The Australian Cyber Security Centre responded to almost 2300 cyber security incidents last year, including more than 400 at the federal government level - the largest proportion of any sector.

The finding is contained in the ‘ACSC annual cyber threat report’ [pdf], which provides a detailed breakdown of incidents last financial year and offers "best-practice" mitigation advice.
The report, released on Friday, reveals that the “ACSC responded to 2266 cyber security incidents” between July 2019 and June 2020, or around six incidents each day.
Together, the federal, state and territory governments reported 803 incidents - the largest proportion of incidents in any sector (35.4 percent).
Australia's critical infrastructure sectors, including electricity, water, health, communications and education, represented around 35 percent of reported incidents, according to the report.
ACSC put the “comparatively high volumes of reports” from the two levels of government down to their “close working relationship” with the agency and their willingness to report.
The federal government is planning to introduce legislation to force a critical infrastructure cyber resilience uplift by mid-2021, but is so far yet to detail plans for its own house.
The report also reveals most incidents were deemed ‘category five - moderate’ (828 incidents) or ‘category four - substantial’ (754 incidents) under the cyber incident categorisation matrix.
The matrix helps the ACSC to categorise or triage the severity of incidents in order to “prioritise responses and mitigations”.
“These categories broadly broadly represented malicious cyber activity such as targeted reconnaissance, phishing emails and malicious software impacting largest organisations, key supply chain and Commonwealth and state government entities,” the report said.
But there were also 159 ‘category three’ incidents, six ‘category two’ and one ‘category one’ incident throughout the 2019-20 financial year.
This single category one incident is what prompted Prime Minister Scott Morrison’s cyber security warning to the nation in June.
“The ACSC identified this threat as a category one cyber incident, as it involved the sustained targeting of Australian governments and companies by a sophisticated state-base actor,” the report said.

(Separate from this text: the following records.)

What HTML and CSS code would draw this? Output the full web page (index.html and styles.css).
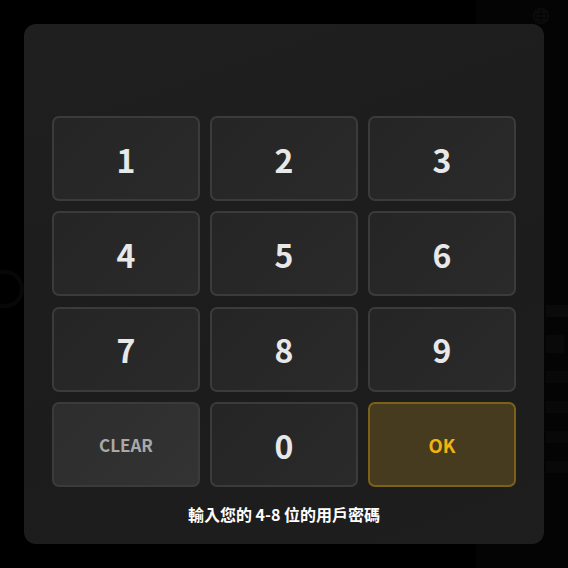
FILE: index.html
```html
<!DOCTYPE html>
<html lang="zh-Hant">
<head>
<meta charset="utf-8">
<link rel="stylesheet" href="styles.css">
</head>
<body>
<div class="screen">
  <div class="backdrop">
    <div class="bg-left"><span class="bg-ring"></span></div>
    <div class="bg-side">
      <svg class="bg-globe" width="18" height="18" viewBox="0 0 18 18" fill="none" stroke="#0c0c0c" stroke-width="1.6">
        <circle cx="9" cy="9" r="7.5"/>
        <ellipse cx="9" cy="9" rx="3.2" ry="7.5"/>
        <path d="M1.5 9h15M3 5h12M3 13h12"/>
      </svg>
      <div class="bg-lines">
        <span class="bg-bar bg-bar-num"></span>
        <span class="bg-icon"></span>
        <span class="bg-bar"></span>
        <span class="bg-bar"></span>
        <span class="bg-bar"></span>
        <span class="bg-bar"></span>
      </div>
    </div>
  </div>
  <div class="panel">
    <div class="keypad">
      <button class="key">1</button>
      <button class="key">2</button>
      <button class="key">3</button>
      <button class="key">4</button>
      <button class="key">5</button>
      <button class="key">6</button>
      <button class="key">7</button>
      <button class="key">8</button>
      <button class="key">9</button>
      <button class="key key-clear">CLEAR</button>
      <button class="key">0</button>
      <button class="key key-ok">OK</button>
    </div>
    <p class="hint">輸入您的 4-8 位的用戶密碼</p>
  </div>
</div>
</body>
</html>
```
FILE: styles.css
```css
html, body {
  margin: 0;
  padding: 0;
  background: #000;
}
.screen {
  position: relative;
  width: 568px;
  height: 568px;
  overflow: hidden;
  font-family: "Noto Sans CJK TC", "Noto Sans", sans-serif;
}
.backdrop {
  display: flex;
  justify-content: space-between;
  height: 100%;
}
.bg-left {
  display: flex;
  align-items: center;
  padding-top: 10px;
}
.bg-ring {
  width: 30px;
  height: 30px;
  border: 4px solid #070707;
  border-radius: 50%;
  margin-left: -14px;
}
.bg-side {
  width: 92px;
  background: #040404;
  display: flex;
  flex-direction: column;
  align-items: flex-end;
  padding: 7px 18px 0 0;
  box-sizing: border-box;
}
.bg-lines {
  align-self: flex-start;
  margin: 280px 0 0 70px;
  display: flex;
  flex-direction: column;
  gap: 18px;
}
.bg-bar {
  width: 22px;
  height: 12px;
  background: #080808;
}
.bg-bar-num {
  background: #0a0a0a;
}
.bg-icon {
  width: 18px;
  height: 18px;
  background: #090909;
}
.panel {
  position: absolute;
  left: 24px;
  top: 24px;
  width: 520px;
  height: 520px;
  box-sizing: border-box;
  padding: 92px 28px 0 28px;
  border-radius: 12px;
  background: linear-gradient(160deg, #1f1f20 0%, #1c1c1d 60%, #1e1e1f 100%);
}
.keypad {
  display: grid;
  grid-template-columns: repeat(3, 148px);
  grid-auto-rows: 85px;
  column-gap: 10px;
  row-gap: 10.4px;
}
.key {
  margin: 0;
  padding: 0;
  border: 2px solid #3b3b3c;
  border-radius: 7px;
  background: linear-gradient(135deg, #252526 0%, #2a2a2b 100%);
  color: #e8e8e8;
  font-family: "Noto Sans CJK TC", "Noto Sans", sans-serif;
  font-size: 32px;
  font-weight: 700;
  display: flex;
  align-items: center;
  justify-content: center;
}
.key-clear {
  background: linear-gradient(135deg, #2d2d2e 0%, #333334 100%);
  color: #a9a9a9;
  font-size: 17px;
}
.key-ok {
  background: #463b1e;
  border-color: #7b6218;
  color: #f2b311;
  font-size: 18.5px;
}
.hint {
  margin: 16px 0 0 0;
  text-align: center;
  color: #ffffff;
  font-size: 16px;
  line-height: 22px;
  font-weight: 700;
}
```
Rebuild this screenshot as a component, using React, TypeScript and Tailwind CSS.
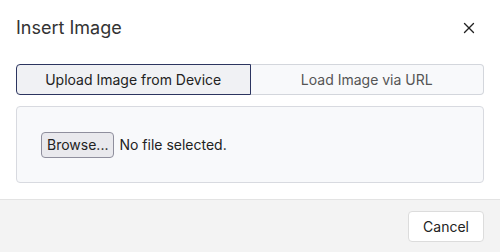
import { X } from 'lucide-react';

export default function App() {
  return (
    <div className="flex h-[252px] w-[500px] flex-col overflow-hidden bg-white font-['Inter',sans-serif] text-[#222]">
      <div className="flex items-center justify-between px-4 pb-[24px] pt-[16px]">
        <h2 className="text-[18px] leading-[24px] text-[#333]">Insert Image</h2>
        <button type="button" className="mr-[6px] text-[#222]" aria-label="Close">
          <X className="h-[18px] w-[18px]" strokeWidth={1.8} />
        </button>
      </div>

      <div className="px-4">
        <div className="flex h-[31px]">
          <button
            type="button"
            className="flex-1 rounded-l-[4px] border border-[#2c3560] bg-[#f0f1f4] text-[14px] text-[#222]"
          >
            Upload Image from Device
          </button>
          <button
            type="button"
            className="flex-1 rounded-r-[4px] border border-l-0 border-[#d3d6dc] bg-[#f8f9fb] text-[14px] text-[#555]"
          >
            Load Image via URL
          </button>
        </div>

        <div className="mt-[11px] flex h-[77px] items-center rounded-[4px] border border-[#d8dae0] bg-[#f8f9fb] px-6">
          <button
            type="button"
            className="h-[26px] rounded-[4px] border border-[#8f8f9d] bg-[#e9e9ed] px-[5px] text-[14px] text-[#222]"
          >
            Browse...
          </button>
          <span className="ml-[5px] text-[14px] text-[#222]">No file selected.</span>
        </div>
      </div>

      <div className="mt-auto flex h-[53px] items-center justify-end border-t border-[#e3e3e3] bg-[#f3f3f3] px-4">
        <button
          type="button"
          className="h-[31px] rounded-[4px] border border-[#dcdcdc] bg-white px-[14px] text-[14px] text-[#222]"
        >
          Cancel
        </button>
      </div>
    </div>
  );
}
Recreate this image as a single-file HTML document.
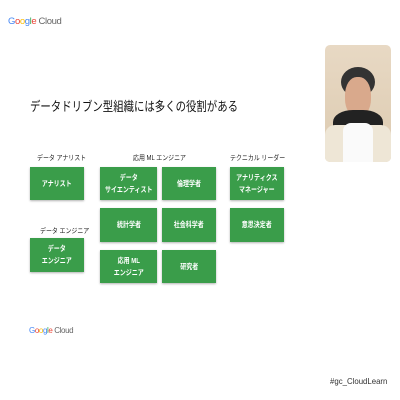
<html><head><style>
body{margin:0;width:400px;height:400px;background:#fff;position:relative;overflow:hidden;font-family:"Liberation Sans","Noto Sans CJK JP",sans-serif;color:#222}
.a{position:absolute}
.b{position:absolute;background:#3a9d4a;color:#fff;font-size:7.5px;font-weight:bold;display:flex;align-items:center;justify-content:center;text-align:center;line-height:12px;box-shadow:0 1px 2px rgba(0,0,0,.3);white-space:nowrap}
.b span{display:inline-block;transform:scaleX(.8)}
.l{position:absolute;font-size:7px;color:#222;white-space:nowrap;transform:scaleX(.85);transform-origin:left}
.g{letter-spacing:-.4px;white-space:nowrap}
</style></head><body>
<div class="a g" style="left:8px;top:16px;font-size:9.5px"><span style="color:#4285f4">G</span><span style="color:#ea4335">o</span><span style="color:#fbbc05">o</span><span style="color:#4285f4">g</span><span style="color:#34a853">l</span><span style="color:#ea4335">e</span> <span style="color:#666">Cloud</span></div>
<div class="a" style="left:30px;top:96px;font-size:13px;white-space:nowrap;transform:scaleX(.8);transform-origin:left;color:#111">データドリブン型組織には多くの役割がある</div>
<div class="a" style="left:325px;top:45px;width:66px;height:117px;border-radius:5px;background:linear-gradient(#e8d9c4,#dccab0);overflow:hidden">
<div class="a" style="left:16px;top:22px;width:34px;height:30px;background:#333;border-radius:50%"></div>
<div class="a" style="left:20px;top:32px;width:26px;height:40px;background:#d9a98c;border-radius:45%"></div>
<div class="a" style="left:8px;top:65px;width:50px;height:30px;background:#222;border-radius:40%"></div>
<div class="a" style="left:0px;top:80px;width:66px;height:40px;background:#eee6d6;border-radius:10px 10px 0 0"></div>
<div class="a" style="left:18px;top:78px;width:30px;height:42px;background:#fafafa;border-radius:8px 8px 0 0"></div>
</div>
<div class="l" style="left:37px;top:153px">データ アナリスト</div>
<div class="l" style="left:133px;top:153px">応用 ML エンジニア</div>
<div class="l" style="left:230px;top:153px">テクニカル リーダー</div>
<div class="l" style="left:40px;top:226px">データ エンジニア</div>
<div class="b" style="left:30px;top:167px;width:54px;height:33px"><span>アナリスト</span></div>
<div class="b" style="left:30px;top:238px;width:54px;height:34px"><span>データ<br>エンジニア</span></div>
<div class="b" style="left:100px;top:167px;width:57px;height:33px"><span>データ<br>サイエンティスト</span></div>
<div class="b" style="left:162px;top:167px;width:54px;height:33px"><span>倫理学者</span></div>
<div class="b" style="left:100px;top:208px;width:57px;height:34px"><span>統計学者</span></div>
<div class="b" style="left:162px;top:208px;width:54px;height:34px"><span>社会科学者</span></div>
<div class="b" style="left:100px;top:250px;width:57px;height:33px"><span>応用 ML<br>エンジニア</span></div>
<div class="b" style="left:162px;top:250px;width:54px;height:33px"><span>研究者</span></div>
<div class="b" style="left:230px;top:167px;width:54px;height:33px"><span>アナリティクス<br>マネージャー</span></div>
<div class="b" style="left:230px;top:208px;width:54px;height:34px"><span>意思決定者</span></div>
<div class="a g" style="left:29px;top:326px;font-size:8px"><span style="color:#4285f4">G</span><span style="color:#ea4335">o</span><span style="color:#fbbc05">o</span><span style="color:#4285f4">g</span><span style="color:#34a853">l</span><span style="color:#ea4335">e</span> <span style="color:#666">Cloud</span></div>
<div class="a" style="left:330px;top:376px;font-size:8.5px;color:#333;transform:scaleX(.92);transform-origin:left">#gc_CloudLearn</div>
</body></html>
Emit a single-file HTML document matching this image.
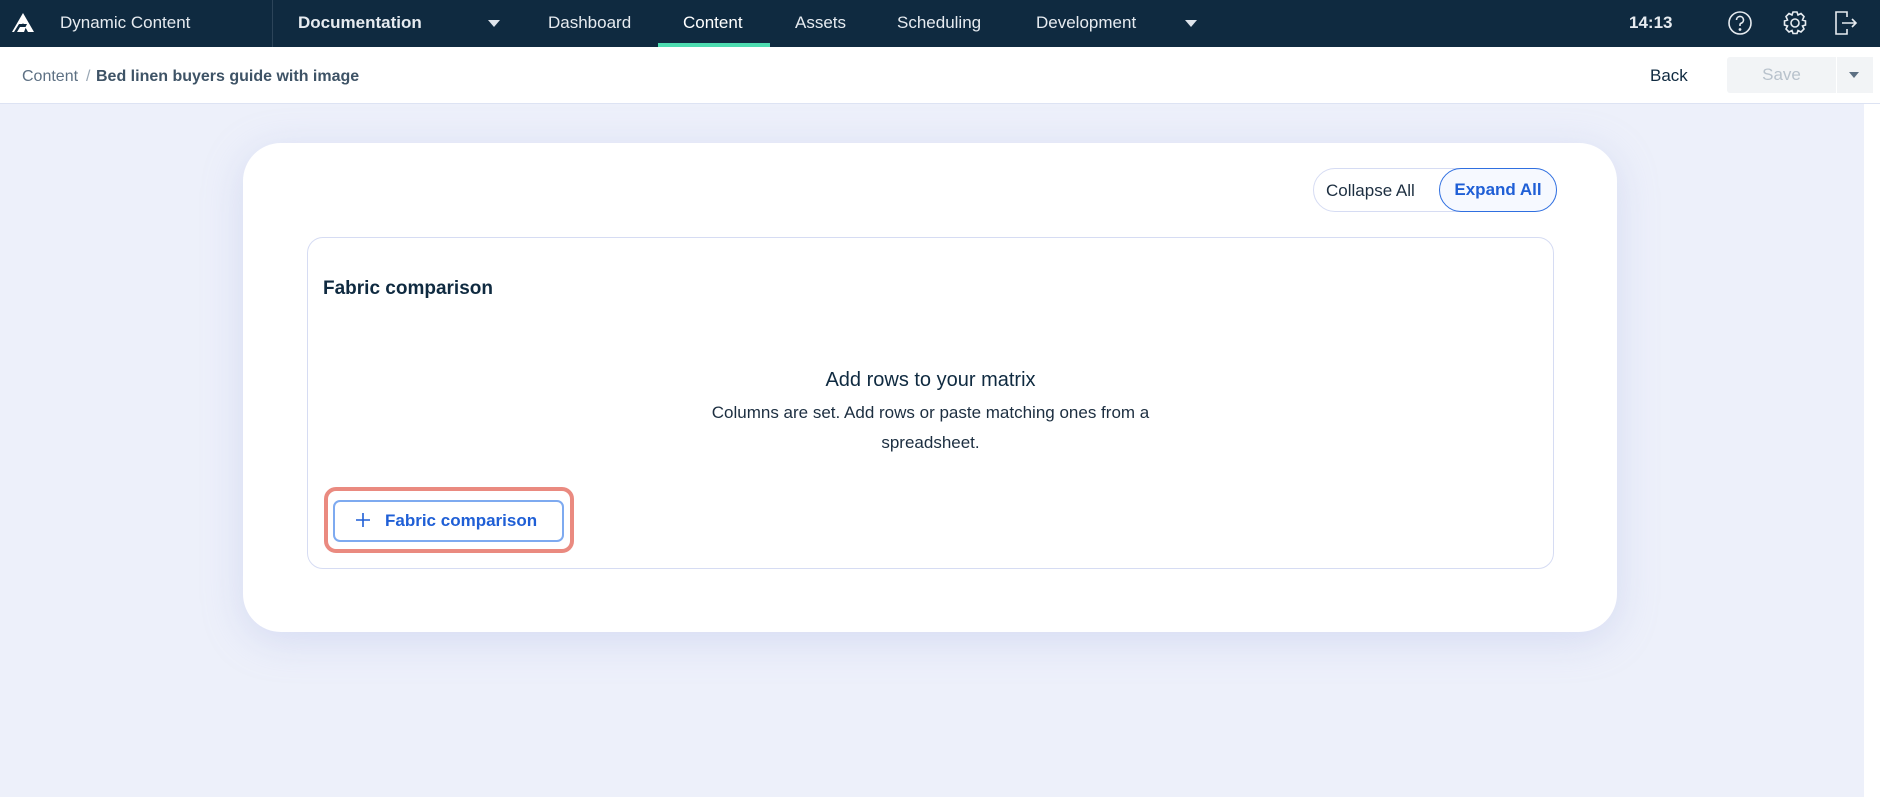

The report also reiterates the PM’s June message that “malicious cyber activity against Australia’s national and economic interests is increasing in frequency, scale and sophistication”.
ACSC said there were “two notable spikes” in incidents during October 2019 and April 2020, which it put down to last year’s Emotet malware campaign and COVID-19 themed scams.
Over just two weeks in mid-March, the agency received “over 45 pandemic themed cyber crime and cyber security incident reports”.
“Throughout the pandemic, there was an increase in reported spearphishing campaigns and an increase of COVID-19 themed malicious cyber activity,” the report said.
ACSC said ‘malicious emails’ in the form of phishing or spearphishing remain the most common cyber incident, accounting for 27 percent of incidents, followed by a ‘compromised system’.
The agency also received an average of 164 cyber crime reports each day, or 59,806 over the year, slightly down on the 64,567 received during 2018-19.